Tuesday, October 16, 2012

Learning knows no color - my Times-Union commentary



Four decades after strife and struggle marked race relations in our nation, Florida appears to be taking a step backwards in our work with minority children in the classroom.

In 1965, President Lyndon Baines Johnson addressed Howard University on this very issue, telling Howard University of the perils of freedom when Americans have been playing a catch up game with regard to all Americans having a fair chance to succeed.

You do not take a person who, for years, has been hobbled by chains and liberate him, bring him up to the starting line of a race and then say, "you are free to compete with all the others," and still justly believe that you have been completely fair.

While I understand the reasons behind the state Board of Education’s directive to set student progress goals by race, I respectfully disagree on the grounds that this new policy directly contradicts the goals that we have planned for real accountability in schools.

All along, teacher and parent organizations chafed at the punitive approach that our state’s leaders have taken with what was supposed to be standardized testing to diagnose the ills that are harming our students. All along, teacher and parent organizations pleaded with the state to take into account the factors that negatively affect our public schools.

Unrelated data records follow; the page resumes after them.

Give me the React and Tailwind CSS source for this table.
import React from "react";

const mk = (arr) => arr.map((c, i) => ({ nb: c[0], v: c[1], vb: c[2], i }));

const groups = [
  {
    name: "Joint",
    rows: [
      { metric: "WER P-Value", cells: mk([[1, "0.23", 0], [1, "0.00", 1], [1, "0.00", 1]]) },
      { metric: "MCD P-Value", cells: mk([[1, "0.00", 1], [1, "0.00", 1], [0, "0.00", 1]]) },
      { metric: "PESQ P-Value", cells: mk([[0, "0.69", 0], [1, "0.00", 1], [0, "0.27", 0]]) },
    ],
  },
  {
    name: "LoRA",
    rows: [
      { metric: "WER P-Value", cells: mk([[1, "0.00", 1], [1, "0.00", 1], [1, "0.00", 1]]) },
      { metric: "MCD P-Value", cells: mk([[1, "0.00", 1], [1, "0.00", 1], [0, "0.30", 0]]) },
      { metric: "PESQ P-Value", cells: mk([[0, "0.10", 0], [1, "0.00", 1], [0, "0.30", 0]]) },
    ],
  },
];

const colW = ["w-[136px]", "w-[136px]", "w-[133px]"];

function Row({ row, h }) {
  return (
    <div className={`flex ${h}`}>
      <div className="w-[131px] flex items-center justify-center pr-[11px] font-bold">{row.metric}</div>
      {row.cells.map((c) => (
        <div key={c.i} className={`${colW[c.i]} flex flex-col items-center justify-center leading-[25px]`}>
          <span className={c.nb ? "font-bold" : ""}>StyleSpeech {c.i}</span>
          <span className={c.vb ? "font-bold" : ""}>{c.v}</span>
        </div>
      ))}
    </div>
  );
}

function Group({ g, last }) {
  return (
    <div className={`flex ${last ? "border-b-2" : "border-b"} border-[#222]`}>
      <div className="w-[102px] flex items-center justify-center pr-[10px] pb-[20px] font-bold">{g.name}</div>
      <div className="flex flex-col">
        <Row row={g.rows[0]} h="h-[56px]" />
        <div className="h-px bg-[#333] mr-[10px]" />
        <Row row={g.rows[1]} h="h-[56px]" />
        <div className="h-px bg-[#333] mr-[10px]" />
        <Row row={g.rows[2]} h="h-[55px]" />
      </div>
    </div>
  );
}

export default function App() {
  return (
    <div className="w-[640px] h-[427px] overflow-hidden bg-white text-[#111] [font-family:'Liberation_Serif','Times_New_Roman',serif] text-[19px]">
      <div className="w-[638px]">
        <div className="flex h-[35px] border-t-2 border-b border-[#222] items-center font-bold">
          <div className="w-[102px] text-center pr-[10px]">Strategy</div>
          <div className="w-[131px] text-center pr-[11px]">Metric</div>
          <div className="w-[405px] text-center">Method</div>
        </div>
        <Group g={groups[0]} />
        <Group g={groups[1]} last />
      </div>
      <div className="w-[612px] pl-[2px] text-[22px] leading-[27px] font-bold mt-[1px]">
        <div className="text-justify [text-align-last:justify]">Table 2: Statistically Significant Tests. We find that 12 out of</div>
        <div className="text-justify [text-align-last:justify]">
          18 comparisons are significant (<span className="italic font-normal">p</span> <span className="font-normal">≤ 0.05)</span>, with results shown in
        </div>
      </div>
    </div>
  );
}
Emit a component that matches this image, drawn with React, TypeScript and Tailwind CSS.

Our problem is not racial, our problem is poverty. We miss the point when we believe that an African-American student in a relatively prosperous ZIP code needs to be given a pass in meeting the standards. I would point out that students, regardless of race or ethnic group are struggling because they happen to come from disadvantaged backgrounds.

Look at the neighborhood schools with high percentages of students who are on free and reduced lunches. The data will point out that failure knows no color. Socioeconomic status is what really dictates how students will perform on standardized tests.

While it is easy for us to change the rubric for student success to yield better numbers, the real work at hand is for us to change the circumstances that hobble our young people.

Regardless of our ideology, we all continue to fight a losing war on poverty that can only be addressed in ensuring that all citizens prosper with better jobs, better wages and better quality of life.

This, of course, is not going to be easy because we have been fighting a recession that seems to be as endless as the number of students who are dropping out of school and being lost to the criminal justice system or the welfare state.

The beginning of the real solutions is for our state’s leadership to finally listen to the people and to finally set aside petty partisan grievances and games to afford all Floridians a chance to work together for better schools that work for all.

The obvious answer, say many, it to divert more public funds to charter, private and parochial schools. This neglects the fact that we still have to operate public schools as our state constitution mandates in accordance with a paramount duty to do right by our students.

We are right to decry efforts to water down standards for minorities for the sake of moving children of color along. We are right to question Affirmative Action programs that ask more from white and Asian children simply because of the color of their skin.

What frustrates me about this issue is that this is a bed that we have made and now we are being forced to sleep in. What frustrates me is that we are tacking the same problems that we were warned about when FCAT turned from a helpful tool to a cudgel with which to assault educators who toil daily to meet the needs of all children.

The right thing for us to do now is to stop and repair this dysfunctional system that begins not in the classroom but in the pocketbooks that deprive many of our young people of an equal chance to succeed and in the economic policy that can put more people to work.

John Louis Meeks, Jr. currently resides in Jacksonville, Florida where he teaches social studies at Mayport Middle School. He is a 1998 graduate of the University of North Florida and a veteran of the United States Air Force.